Note that the link to the code download on gotdotnet no longer works (since gdn is now dead).

It ends up that Kzu re-worked these blogs into an article for MSDN, complete with full source, later that month (May of 2004). http://msdn.microsoft.com/en-us/library/aa302301.aspx

The source: http://download.microsoft.com/download/5/E/9/5E923D54-242B-48F4-B3A1-DA8CDED6BE45/XsdGenerator.exe

Although it's relatively old (in Internet years) it's still an excellent article and a valid (*the* valid?) approach for XSD-based code generation in .NET. I used this instead of xsd.exe with great results (and this was a pretty complex schema set). It wasn't perfect. The output shows it's age a bit - no nullable type support, arrays instead of generic lists, and a few other minor quirks - but it worked for me "out of the box" with .NET 3.5 SP1 and the output was usable in it's raw form (ie. No post-generation tweaks required that later have to be manually diff-synced when you change the schema and re-gen, a major plus).

Anyway, just today I stumbled on a new (2009.01.27) project by Pascal Cabanel on CodePlex that references Kzu's article and cites it as the author's inspiration. Apparently, he's adapted the technique (and updated it) to produce a more rich, business-object type output. I haven't played with it yet, but it looks very promising. Updates once I've had a chance to try it out.

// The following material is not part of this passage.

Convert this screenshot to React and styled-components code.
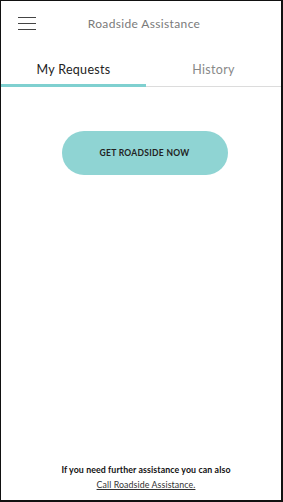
import React from "react";
import styled, { createGlobalStyle } from "styled-components";

const Global = createGlobalStyle`
  html, body { margin: 0; padding: 0; background: #fff; }
  body { font-family: Lato, "Open Sans", sans-serif; }
  * { box-sizing: border-box; }
`;

const Frame = styled.div`
  width: 283px;
  height: 502px;
  border-top: 1px solid #111;
  border-left: 1px solid #111;
  border-right: 2px solid #111;
  border-bottom: 2px solid #111;
  display: flex;
  flex-direction: column;
  background: #fff;
`;

const Header = styled.header`
  height: 45px;
  display: grid;
  grid-template-columns: 40px 1fr 40px;
  align-items: center;
`;

const Burger = styled.div`
  display: flex;
  flex-direction: column;
  gap: 4.5px;
  margin-left: 17px;
  width: 18px;
  & > span {
    display: block;
    height: 1.5px;
    background: #444;
  }
`;

const Title = styled.div`
  text-align: center;
  font-size: 12px;
  color: #7a7a7a;
  letter-spacing: 0.35px;
  margin-left: 6px;
`;

const Tabs = styled.nav`
  display: grid;
  grid-template-columns: 145px 1fr;
  margin-top: 16px;
  border-bottom: 1px solid #dcdcdc;
`;

const Tab = styled.div`
  text-align: center;
  font-size: 12.5px;
  padding-bottom: 7px;
  color: ${(p) => (p.$active ? "#222" : "#888")};
  border-bottom: 3px solid ${(p) => (p.$active ? "#7fd0d0" : "transparent")};
  margin-bottom: -1px;
  letter-spacing: 0.3px;
`;

const Body = styled.main`
  flex: 1;
  display: flex;
  flex-direction: column;
  align-items: center;
  padding-top: 44px;
`;

const CTA = styled.button`
  width: 166px;
  height: 44px;
  border: none;
  border-radius: 22px;
  background: #8fd4d3;
  color: #222;
  font-family: Lato, sans-serif;
  font-weight: 700;
  font-size: 8.5px;
  letter-spacing: 0.3px;
  margin-left: 7px;
`;

const Footer = styled.footer`
  text-align: center;
  padding-bottom: 8px;
  font-size: 8.8px;
  line-height: 15px;
  margin-left: 10px;
`;

const Note = styled.div`
  font-weight: 700;
  color: #111;
  letter-spacing: 0.1px;
`;

const Link = styled.a`
  color: #333;
  text-decoration: underline;
  letter-spacing: 0.1px;
`;

export default function App() {
  return (
    <>
      <Global />
      <Frame>
        <Header>
          <Burger>
            <span />
            <span />
            <span />
          </Burger>
          <Title>Roadside Assistance</Title>
          <div />
        </Header>
        <Tabs>
          <Tab $active>My Requests</Tab>
          <Tab>History</Tab>
        </Tabs>
        <Body>
          <CTA>GET ROADSIDE NOW</CTA>
        </Body>
        <Footer>
          <Note>If you need further assistance you can also</Note>
          <Link href="#">Call Roadside Assistance.</Link>
        </Footer>
      </Frame>
    </>
  );
}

Pascal Cabanel's Xsd2Code: http://xsd2code.codeplex.com/

Add to del.icio.usDiggIt!RedditStumble ThisAdd to Google BookmarksAdd to Yahoo MyWebAdd to Technorati FavesSlashdot it

2 comments:

Kevin Dietz said...

I also have a project on CodePlex that is similar in purpose to Xsd2Code. It's called XmlGen#, available at http://www.codeplex.com/xmlgensharpIt also is available as a VS custom tool. I have a little bit more work to do on it, but it is coming along.

One thing different is that XmlGen# doesn't rely on XmlSerializer and generates actual code to parse the XML (basically, it generates a recursive decent parser). To me, it's more understandable than the black box XmlSerializer gives me.

Jake Foster said...

Kevin: Thanks for the heads-up. I'll definitely check it out.